“It’s a pleasure to make the story with the audience, rather than just for them.”
In its 1000-year lifetime, Beowulf may well have been told and retold more often than any other tale in the English (or Old English) language. For his part, Seth Kriebel is determined never to tell it the same way twice. Each time he performs Beowulf is different, with the audience stepping into the hero’s shoes, his epic tale guided by their choices. At the centre of it Seth, our storyteller, is busy poetically re-weaving the centuries-old narrative. Below, he tells us a bit more about what inspired him to create this show…
What can we expect from Beowulf?
Fun, adventure, surprises… the aim is very much to have a good time and hear an exciting and moving story. The interactive bits give it a unique twist, but I don’t want anyone to worry about that part… it’s absolutely fine to just sit back and enjoy the show — I don’t pick on the audience or drag people up on stage. I want everyone to have fun!
Why did you choose to perform Beowulf? And why in this way?
Beowulf is one of oldest surviving stories in English… but it is not very well known in England. As well as being a great adventure story, it is a story about stories, so it seemed a natural fit as a jumping off point to look at why we tell stories and how they are composed and passed through the years… and what better way to do that than to make the story anew with the audience each night?
How tough a challenge does the audience interaction pose to you?
The audience interaction is fun! Even if it gets a bit sticky and I have to hustle to keep things on track, it’s a pleasure to make the story with the audience, rather than just for them. It really makes each night different… so I have just as much fun as the audience, discovering new bits of the story for the first time.
Why do you think the story of Beowulf has endured for all these centuries?

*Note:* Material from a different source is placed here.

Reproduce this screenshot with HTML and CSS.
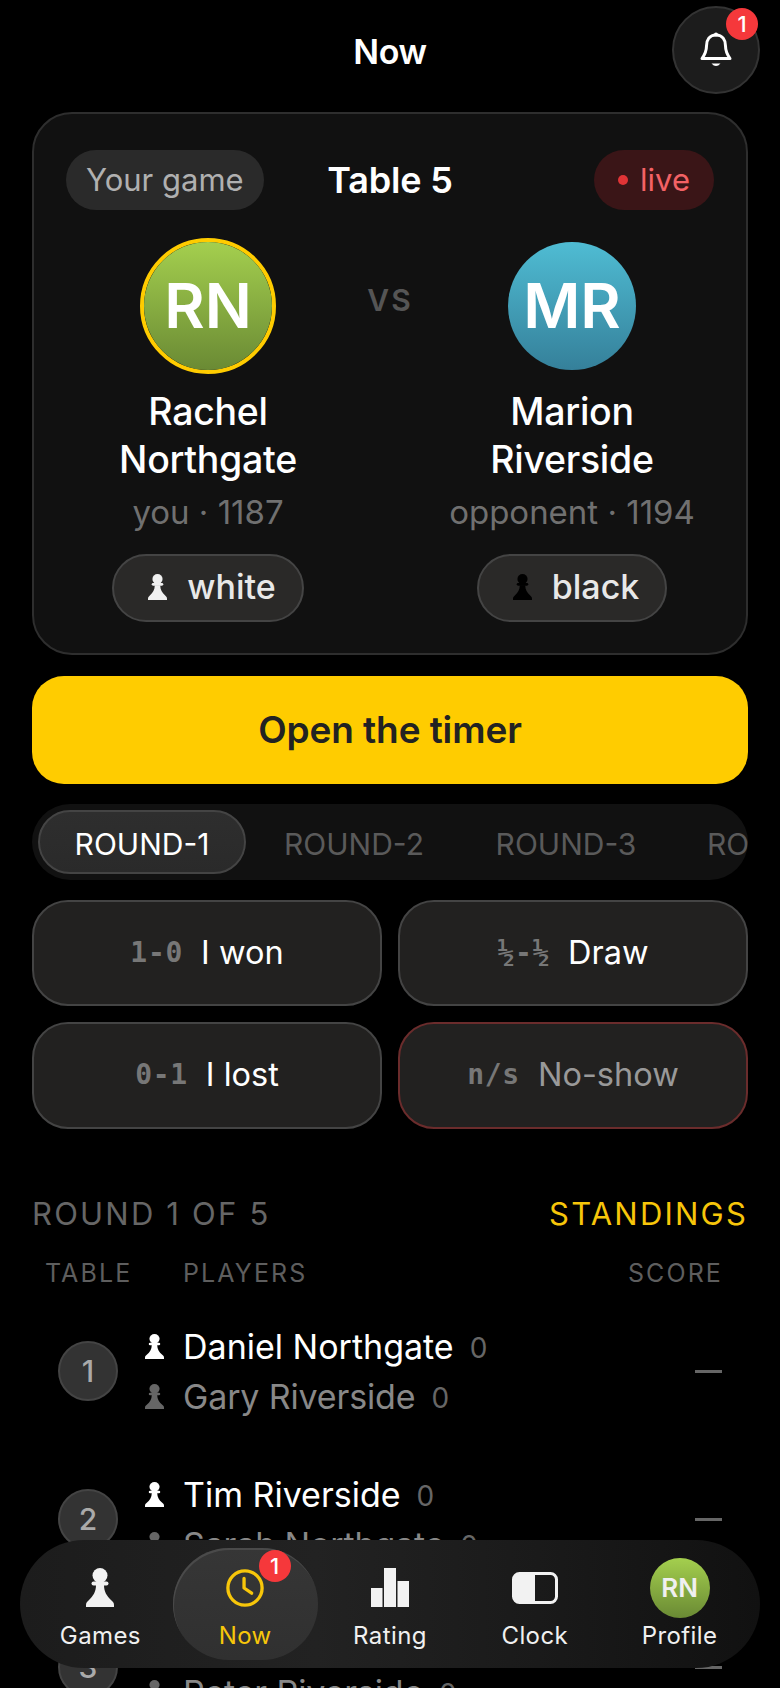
FILE: index.html
```html
<!DOCTYPE html>
<html lang="en">
<head>
<meta charset="utf-8">
<title>Now</title>
<link rel="stylesheet" href="styles.css">
</head>
<body>
<svg class="defs" width="0" height="0" aria-hidden="true">
  <symbol id="pawn" viewBox="0 0 28 39" preserveAspectRatio="none">
    <circle cx="14" cy="7.5" r="7.5"/>
    <rect x="5.5" y="13.5" width="17" height="4" rx="2"/>
    <path d="M10 17C10 24 7 28 3 32L1 34Q0 35 0 37V39H28V37Q28 35 27 34L25 32C21 28 18 24 18 17Z"/>
  </symbol>
</svg>
<div class="screen">
  <header class="topbar">
    <h1 class="title">Now</h1>
    <button class="bell">
      <svg class="bell-icon" viewBox="0 0 32 36"><path class="bell-line" d="M16 3C9.5 3 6.5 8 6.5 14C6.5 20 4.5 23 2 26.5H30C27.500 23 25.500 20 25.500 14C25.500 8 22.500 3 16 3Z"/><circle class="bell-fill" cx="16" cy="2.500" r="2"/><path class="bell-fill" d="M11.500 31.500H20.500Q16 36.500 11.500 31.500Z"/></svg>
      <span class="badge badge-bell">1</span>
    </button>
  </header>
  <main class="content">
    <section class="card">
      <div class="card-top">
        <span class="pill pill-muted">Your game</span>
        <span class="table-name">Table 5</span>
        <span class="pill pill-live"><i class="dot"></i>live</span>
      </div>
      <div class="match">
        <div class="player">
          <div class="avatar-ring"><div class="avatar avatar-green">RN</div></div>
          <div class="name">Rachel Northgate</div>
          <div class="sub">you · 1187</div>
          <div class="chip"><svg class="chip-pawn pawn-light"><use href="#pawn"/></svg>white</div>
        </div>
        <div class="vs">VS</div>
        <div class="player">
          <div class="avatar-ring avatar-ring-none"><div class="avatar avatar-blue">MR</div></div>
          <div class="name">Marion Riverside</div>
          <div class="sub">opponent · 1194</div>
          <div class="chip"><svg class="chip-pawn pawn-black"><use href="#pawn"/></svg>black</div>
        </div>
      </div>
    </section>
    <button class="cta">Open the timer</button>
    <nav class="tabs">
      <span class="tab tab-active">ROUND-1</span>
      <span class="tab">ROUND-2</span>
      <span class="tab">ROUND-3</span>
      <span class="tab">ROUND-4</span>
    </nav>
    <div class="results">
      <button class="result"><span class="code">1-0</span>I won</button>
      <button class="result"><span class="code">½-½</span>Draw</button>
      <button class="result"><span class="code">0-1</span>I lost</button>
      <button class="result result-noshow"><span class="code">n/s</span>No-show</button>
    </div>
    <div class="section-head">
      <span class="section-title">ROUND 1 OF 5</span>
      <span class="section-link">STANDINGS</span>
    </div>
    <div class="table-head">
      <span class="th-table">TABLE</span>
      <span class="th-players">PLAYERS</span>
      <span>SCORE</span>
    </div>
    <div class="row">
      <span class="num">1</span>
      <div class="players">
        <div class="line"><svg class="line-pawn pawn-white"><use href="#pawn"/></svg><span class="pname">Daniel Northgate</span><span class="pscore">0</span></div>
        <div class="line line-dim"><svg class="line-pawn pawn-dim"><use href="#pawn"/></svg><span class="pname">Gary Riverside</span><span class="pscore">0</span></div>
      </div>
      <span class="dash"></span>
    </div>
    <div class="row">
      <span class="num">2</span>
      <div class="players">
        <div class="line"><svg class="line-pawn pawn-white"><use href="#pawn"/></svg><span class="pname">Tim Riverside</span><span class="pscore">0</span></div>
        <div class="line line-dim"><svg class="line-pawn pawn-dim"><use href="#pawn"/></svg><span class="pname">Sarah Northgate</span><span class="pscore">0</span></div>
      </div>
      <span class="dash"></span>
    </div>
    <div class="row">
      <span class="num">3</span>
      <div class="players">
        <div class="line"><svg class="line-pawn pawn-white"><use href="#pawn"/></svg><span class="pname">Anna Northgate</span><span class="pscore">0</span></div>
        <div class="line line-dim"><svg class="line-pawn pawn-dim"><use href="#pawn"/></svg><span class="pname">Peter Riverside</span><span class="pscore">0</span></div>
      </div>
      <span class="dash"></span>
    </div>
  </main>
  <nav class="dock">
    <a class="dock-item">
      <svg class="dock-pawn"><use href="#pawn"/></svg>
      <span>Games</span>
    </a>
    <a class="dock-item dock-active">
      <svg class="dock-clock" viewBox="0 0 40 40"><circle cx="20" cy="20" r="18"/><path d="M19 10V20L27 25.500"/></svg>
      <span>Now</span>
      <span class="badge badge-dock">1</span>
    </a>
    <a class="dock-item">
      <svg class="dock-bars" viewBox="0 0 38 39"><rect x="0" y="20" width="11.500" height="19"/><rect x="13" y="0" width="12" height="39"/><rect x="26.500" y="13" width="11.500" height="26"/></svg>
      <span>Rating</span>
    </a>
    <a class="dock-item">
      <svg class="dock-timer" viewBox="0 0 46 32"><rect class="timer-box" x="1.500" y="1.500" width="43" height="29" rx="6"/><path class="timer-fill" d="M7 1.500H23V30.500H7A5.500 5.500 0 0 1 1.500 25V7A5.500 5.500 0 0 1 7 1.500Z"/></svg>
      <span>Clock</span>
    </a>
    <a class="dock-item">
      <span class="dock-avatar">RN</span>
      <span>Profile</span>
    </a>
  </nav>
</div>
</body>
</html>
```
FILE: styles.css
```css
* { box-sizing: border-box; }
html, body { margin: 0; padding: 0; background: #000; }
body { font-family: Inter, "Noto Sans", "Liberation Sans", sans-serif; color: #fff; }
button { font-family: inherit; padding: 0; cursor: pointer; }
.defs { position: absolute; }
.screen { position: relative; width: 780px; height: 1688px; overflow: hidden; background: #000; }

.topbar { position: relative; height: 112px; display: flex; justify-content: center; padding-top: 32px; }
.title { margin: 0; font-size: 34px; line-height: 40px; font-weight: 600; letter-spacing: -0.3px; }
.bell { position: absolute; top: 6px; right: 20px; width: 88px; height: 88px; border-radius: 50%; background: #1c1c1c; border: 2px solid #333; display: flex; align-items: center; justify-content: center; }
.bell-icon { width: 32px; height: 36px; overflow: visible; }
.bell-line { fill: none; stroke: #fff; stroke-width: 3; stroke-linejoin: round; }
.bell-fill { fill: #fff; }
.badge { position: absolute; width: 32px; height: 32px; border-radius: 50%; background: #f5383b; color: #fff; font-size: 22px; font-weight: 500; line-height: 32px; text-align: center; letter-spacing: 0; }
.badge-bell { top: 0; right: 0; }
.badge-dock { top: 2px; right: 27px; }

.content { padding: 0 32px; }
.card { height: 543px; background: #111; border: 2px solid #2e2e2e; border-radius: 40px; padding: 36px 32px 0; }
.card-top { display: flex; align-items: center; justify-content: space-between; position: relative; height: 60px; }
.pill { height: 60px; border-radius: 30px; font-size: 31px; line-height: 60px; display: flex; align-items: center; }
.pill-muted { background: #2a2a2a; color: #b0b0b0; padding: 0 20px; }
.pill-live { background: #3a1517; color: #f36265; padding: 0 24px; gap: 12px; }
.dot { width: 10px; height: 10px; border-radius: 50%; background: #e03436; }
.table-name { position: absolute; left: 0; right: 0; text-align: center; font-size: 36px; font-weight: 600; letter-spacing: -0.2px; pointer-events: none; }

.match { display: grid; grid-template-columns: 1fr 80px 1fr; margin-top: 28px; }
.player { display: flex; flex-direction: column; align-items: center; text-align: center; }
.avatar-ring { width: 136px; height: 136px; border-radius: 50%; border: 4px solid #ffcc00; }
.avatar-ring-none { border-color: transparent; }
.avatar { width: 128px; height: 128px; border-radius: 50%; font-size: 62px; font-weight: 600; line-height: 128px; text-align: center; }
.avatar-green { background: linear-gradient(180deg, #a4cf4e, #6a8a34); }
.avatar-blue { background: linear-gradient(180deg, #4fbcd3, #35809a); }
.vs { text-align: center; padding-top: 42px; font-size: 30px; line-height: 40px; font-weight: 600; letter-spacing: 2px; color: #555; }
.name { margin-top: 14px; font-size: 37.500px; line-height: 48px; font-weight: 500; max-width: 240px; letter-spacing: -0.3px; }
.sub { margin-top: 8px; font-size: 33px; line-height: 40px; color: #707070; white-space: nowrap; }
.chip { margin-top: 22px; height: 68px; padding: 0 26px 3px 34px; border-radius: 34px; background: #2a2928; border: 2px solid #444; display: flex; align-items: center; gap: 20px; font-size: 34px; font-weight: 500; color: #e8e8e8; }
.chip-pawn { width: 19px; height: 26px; }
.pawn-light { fill: #f0f0f0; }
.pawn-black { fill: #000; }

.cta { display: block; width: 100%; height: 108px; margin-top: 21px; padding-bottom: 2px; border: 0; border-radius: 32px; background: #ffcc00; color: #222; font-size: 37px; font-weight: 600; letter-spacing: -0.1px; }

.tabs { margin-top: 20px; height: 76px; border-radius: 38px; background: #111; padding: 6px; display: flex; gap: 4px; overflow: hidden; white-space: nowrap; }
.tab { flex: none; width: 208px; height: 64px; padding-top: 3px; border-radius: 32px; display: flex; align-items: center; justify-content: center; font-size: 30px; font-weight: 400; color: #5a5a5a; border: 2px solid transparent; }
.tab-active { background: linear-gradient(180deg, #2e2e2e, #2a2a2a); border-color: #444; color: #fff; }

.results { display: grid; grid-template-columns: 1fr 1fr; grid-template-rows: 106px 107px; gap: 16px; margin-top: 20px; }
.result { border-radius: 36px; background: #222120; border: 2px solid #444; color: #fff; font-size: 32.500px; padding-bottom: 2px; display: flex; align-items: center; justify-content: center; gap: 18px; }
.result-noshow { border-color: #6b2c2c; color: #999; }
.code { font-family: "DejaVu Sans Mono", "Liberation Mono", monospace; font-size: 28px; font-weight: 700; letter-spacing: 0.7px; color: #777; }

.section-head { display: flex; justify-content: space-between; margin-top: 67px; font-size: 31px; line-height: 36px; letter-spacing: 2.200px; }
.section-title { color: #666; }
.section-link { color: #f7c60a; }
.table-head { display: flex; margin-top: 25px; margin-bottom: 8px; padding: 0 25px 0 13px; font-size: 25px; line-height: 32px; letter-spacing: 2.100px; color: #5e5e5e; }
.th-table { width: 138px; }
.th-players { flex: 1; }

.row { height: 148px; display: flex; align-items: center; padding: 0 26px; }
.num { flex: none; width: 60px; height: 60px; border-radius: 50%; background: #333; border: 2px solid #444; color: #aaa; font-size: 30px; font-weight: 500; line-height: 56px; text-align: center; }
.players { flex: 1; margin-left: 27px; }
.line { display: flex; align-items: center; height: 50px; }
.line-pawn { flex: none; width: 19px; height: 25px; margin-right: 19px; }
.pawn-white { fill: #fff; }
.pawn-dim { fill: #666; }
.pname { font-size: 34px; }
.line-dim .pname { color: #888; letter-spacing: -0.15px; }
.pscore { font-size: 28px; color: #666; margin-left: 16px; margin-top: 4px; }
.dash { flex: none; width: 27px; height: 3px; background: #666; }

.dock { position: absolute; left: 20px; top: 1540px; width: 740px; height: 128px; border-radius: 64px; padding: 8px; display: flex; background: linear-gradient(90deg, #1c1c1c 0%, #222 40%, #1a1a1a 70%, #111 100%); }
.dock-item { position: relative; flex: 1; min-width: 0; border-radius: 56px; display: flex; flex-direction: column; align-items: center; justify-content: flex-end; padding-bottom: 8px; font-size: 24px; line-height: 32px; font-weight: 400; color: #f0f0f0; letter-spacing: 0.4px; }
.dock-item svg, .dock-avatar { margin-bottom: 13px; }
.dock-active { background: linear-gradient(180deg, #363636, #303030); box-shadow: inset 1px 2px 0 #4a4a4a; color: #f7c60a; }
.dock-pawn { width: 28px; height: 39px; fill: #f2f2f2; }
.dock-clock { width: 38px; height: 38px; fill: none; stroke: #f7c60a; stroke-width: 3.500; stroke-linecap: round; stroke-linejoin: round; overflow: visible; }
.dock-bars { width: 38px; height: 39px; fill: #f2f2f2; }
.dock-item .dock-timer { width: 46px; height: 32px; margin-bottom: 16px; }
.timer-box { fill: none; stroke: #f2f2f2; stroke-width: 3; }
.timer-fill { fill: #f2f2f2; }
.dock-item .dock-avatar { width: 60px; height: 60px; border-radius: 50%; background: linear-gradient(180deg, #a4cf4e, #6a8a34); font-size: 26px; font-weight: 600; line-height: 60px; text-align: center; color: #f0f0f0; margin-bottom: 2px; letter-spacing: 0; }
```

Mainly, it’s a ripping tale. But it’s also an archetypal adventure and metaphor for a person’s journey through life. The original is a great work of epic poetry, so the craft behind the language has helped it endure. Plus, it has served as a major influence on other works which have come to prominence (for example, The Hobbit), so its fingerprints are all over our culture.
Who or what inspires you?
I’ve always been strongly influenced by games, and their ability to get people involved in building an experience together. This show has a very playful side… it’s very much a story and a game, bringing together two of my favourite things!